6.8 The Supplier may resell the Goods and recover any financial shortfall.

7. Production, Delays and Timeframes

7.1 All timeframes are estimates only.
7.2 Time shall not be of the essence.
7.3 The Supplier shall use reasonable endeavours to meet estimates but does not guarantee them.
7.4 The Supplier shall be entitled to extensions of time for any delay.
7.5 Delays shall not constitute breach unless caused by proven gross negligence or wilful default.
7.6 Causes of delay include (without limitation):
  • supply chain disruption
  • labour shortages
  • weather conditions
  • design changes
  • third-party contractors
  • transport or logistics issues
  • regulatory changes
  • unforeseen operational constraints
7.7 Production scheduling remains at the sole and absolute discretion of the Supplier.

8. Customer Delays

8.1 Where the Customer causes delay, the Supplier may:
  • suspend works
  • reallocate production
  • extend timelines
  • revise pricing
  • apply re-mobilisation charges
8.2 The Customer shall be liable for all resulting costs.
8.3 Re-entry into production shall be treated as a new scheduling event.

9. Delivery

9.1 Delivery dates are estimates only.
9.2 The Customer must not rely on delivery dates for business use, bookings, or financial commitments.
9.3 The Supplier gives no warranty as to financial performance or income.

10. Haulage

10.1 Haulage is the Customer’s responsibility unless agreed otherwise in writing.
10.2 All transport is at the Customer’s risk.
10.3 The Supplier shall not be liable for:
  • transport damage
  • delays
  • third-party failures

11. Completion and Acceptance

11.1 Completion occurs at Substantial Completion.
11.2 Substantial Completion triggers payment obligations regardless of snagging.
11.3 Minor defects or snagging shall not delay payment.
11.4 The Customer must inspect within:
  • 7 days (Business Customers)
  • a reasonable time (Consumers)
11.5 Failure to notify defects constitutes acceptance.
11.6 Snagging shall be addressed within a reasonable timeframe.

12. Variations

12.1 All variations must be agreed in writing.
12.2 The Supplier is under no obligation to accept variations.
12.3 Variations shall:
  • be re-costed
  • delay production
  • reset delivery timelines
12.4 No variation shall take effect until confirmed in writing and paid for where required.

13. Risk and Title

13.1 Risk transfers upon delivery or collection.
13.2 Title remains with the Supplier until full payment is received.
13.3 The Supplier may enter premises to recover Goods where payment is outstanding.

14. Site Responsibility

14.1 The Customer is responsible for:
  • access
  • groundworks
  • permissions
  • utilities
14.2 Any failure shall constitute Customer delay.
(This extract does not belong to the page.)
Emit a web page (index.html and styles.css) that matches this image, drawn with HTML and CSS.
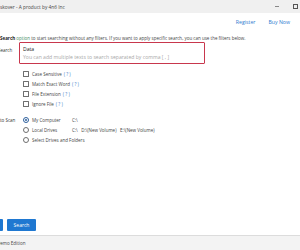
FILE: index.html
```html
<!DOCTYPE html>
<html>
<head>
<meta charset="utf-8">
<link rel="stylesheet" href="styles.css">
</head>
<body>
<div class="app">
  <div class="titlebar">
    <span class="title">skover - A product by 4n6 Inc</span>
    <div class="winctl">
      <span class="min"></span>
      <span class="max"></span>
    </div>
  </div>
  <div class="header">
    <a class="link">Register</a>
    <a class="link">Buy Now</a>
  </div>
  <div class="main">
    <p class="intro"><b>Search</b> <span class="opt">option</span> to start searching without any filters. If you want to apply specific search, you can use the filters below.</p>
    <div class="row search-row">
      <div class="label lbl-search">Search</div>
      <div class="inputbox">
        <div class="value">Data</div>
        <div class="placeholder">You can add multiple texts to search separated by comma [ , ]</div>
      </div>
    </div>
    <div class="options">
      <label class="opt-row"><span class="cb"></span><span>Case Sensitive</span><span class="help">( ? )</span></label>
      <label class="opt-row"><span class="cb"></span><span>Match Exact Word</span><span class="help">( ? )</span></label>
      <label class="opt-row"><span class="cb"></span><span>File Extension</span><span class="help">( ? )</span></label>
      <label class="opt-row"><span class="cb"></span><span>Ignore File</span><span class="help">( ? )</span></label>
    </div>
    <div class="row scan-row">
      <div class="label">to Scan</div>
      <div class="radios">
        <div class="radio-row"><span class="rb checked"></span><span class="rname">My Computer</span><span class="drives">C:\</span></div>
        <div class="radio-row"><span class="rb"></span><span class="rname">Local Drives</span><span class="drives">C:\ &nbsp; D:\(New Volume) &nbsp; E:\(New Volume)</span></div>
        <div class="radio-row"><span class="rb"></span><span class="rname">Select Drives and Folders</span></div>
      </div>
    </div>
  </div>
  <div class="actions">
    <button class="btn btn-back"></button>
    <button class="btn">Search</button>
  </div>
  <div class="footer"><span class="edition">Demo Edition</span></div>
</div>
</body>
</html>
```
FILE: styles.css
```css
html, body {
  margin: 0;
  padding: 0;
  width: 300px;
  height: 250px;
  overflow: hidden;
  background: #ffffff;
}
.app {
  width: 300px;
  height: 250px;
  display: flex;
  flex-direction: column;
  font-family: "Open Sans", "Noto Sans", sans-serif;
  font-size: 4.5px;
  line-height: 6px;
  color: #333333;
}
.titlebar {
  height: 13px;
  background: #f0f0f0;
  display: flex;
  align-items: center;
  justify-content: space-between;
  flex-shrink: 0;
}
.title {
  color: #444444;
  font-size: 4.8px;
}
.winctl {
  display: flex;
  align-items: center;
  gap: 14px;
  margin-right: 2px;
}
.min {
  width: 4px;
  height: 0;
  border-top: 1px solid #888888;
}
.max {
  width: 3px;
  height: 3px;
  border: 1px solid #555555;
}
.header {
  height: 17px;
  display: flex;
  align-items: center;
  justify-content: flex-end;
  gap: 13px;
  padding-right: 10px;
  flex-shrink: 0;
}
.link {
  color: #2f7bd0;
  font-size: 5.2px;
}
.main {
  flex: 1;
  display: flex;
  flex-direction: column;
}
.intro {
  margin: 5px 0 0 0;
  white-space: nowrap;
  color: #444444;
}
.intro b {
  color: #222222;
  font-weight: 700;
}
.opt {
  color: #3f8c62;
}
.row {
  display: flex;
}
.label {
  width: 23px;
  flex-shrink: 0;
  color: #333333;
}
.lbl-search {
  margin-left: -2px;
  padding-top: 5px;
}
.search-row {
  margin-top: 1px;
}
.inputbox {
  width: 177px;
  height: 19px;
  border: 1px solid #c8374d;
  border-radius: 1px;
  padding: 1px 4px 0 3px;
  margin-left: -2px;
  font-size: 5.1px;
}
.value {
  color: #222222;
  line-height: 8px;
  padding-top: 1px;
}
.placeholder {
  color: #a8a8a8;
  line-height: 8px;
}
.options {
  display: flex;
  flex-direction: column;
  padding-left: 23px;
  margin-top: 5px;
}
.opt-row {
  height: 10px;
  display: flex;
  align-items: center;
  color: #444444;
}
.cb {
  width: 4px;
  height: 4px;
  border: 1px solid #6f6f6f;
  border-radius: 0.5px;
  margin-right: 3px;
}
.help {
  color: #3a7ec8;
  margin-left: 2px;
}
.scan-row {
  margin-top: 6px;
}
.scan-row .label {
  line-height: 10px;
}
.radios {
  display: flex;
  flex-direction: column;
}
.radio-row {
  height: 10px;
  display: flex;
  align-items: center;
  color: #444444;
  white-space: nowrap;
}
.rb {
  width: 4px;
  height: 4px;
  border: 1px solid #6f6f6f;
  border-radius: 50%;
  margin-right: 3px;
  position: relative;
  flex-shrink: 0;
}
.rb.checked {
  border-color: #2d5f9c;
}
.rb.checked::after {
  content: "";
  position: absolute;
  left: 1px;
  top: 1px;
  width: 2px;
  height: 2px;
  border-radius: 50%;
  background: #2d5f9c;
}
.rname {
  min-width: 40px;
}
.drives {
  white-space: nowrap;
}
.actions {
  display: flex;
  gap: 4px;
  margin-bottom: 4px;
  flex-shrink: 0;
}
.btn {
  height: 12px;
  width: 29px;
  padding: 0;
  border: 0;
  border-radius: 1px;
  background: #1f78d1;
  color: #ffffff;
  font-family: inherit;
  font-size: 5px;
  line-height: 12px;
  text-align: center;
}
.btn-back {
  margin-left: -26px;
}
.footer {
  height: 15px;
  background: #f3f3f3;
  border-top: 1px solid #dcdcdc;
  box-sizing: border-box;
  display: flex;
  align-items: center;
  flex-shrink: 0;
}
.edition {
  margin-left: -3px;
  color: #444444;
}
```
15. Failed Delivery and Storage

15.1 Failed delivery is chargeable.
15.2 Storage shall be charged at £50 per day after 7 days.

16. Defects and Tolerances

16.1 Reasonable manufacturing tolerances apply.
16.2 Natural movement and material variation are not defects.

17. Warranty

17.1 A 24-month workmanship warranty applies.
17.2 The Supplier may repair or replace at its discretion.
17.3 Warranty excludes:
  • misuse
  • poor maintenance
  • third-party interference
  • transport damage

18. Limitation of Liability

18.1 The Supplier shall not be liable for:
  • loss of profit
  • loss of business
  • loss of bookings
  • indirect or consequential losses
18.2 Total liability shall not exceed the Contract value.
18.3 Nothing excludes liability for death or personal injury caused by negligence.

19. Intellectual Property

19.1 All designs remain the Supplier’s property.
19.2 The Customer shall not replicate or reproduce designs.
19.3 The Supplier may use images for marketing and sales purposes.

20. Customer Conduct

20.1 The Customer shall act reasonably and cooperatively.
20.2 The Supplier may suspend or terminate for abusive or obstructive behaviour.

21. Force Majeure

Neither party shall be liable for events beyond reasonable control.

22. Dispute Resolution

22.1 Parties shall attempt resolution in good faith.
22.2 Disputes shall proceed to mediation prior to court.

23. Governing Law

This Contract is governed by the laws of Scotland.

24. Acceptance

By paying a deposit or proceeding with the order, the Customer confirms full acceptance of these Terms.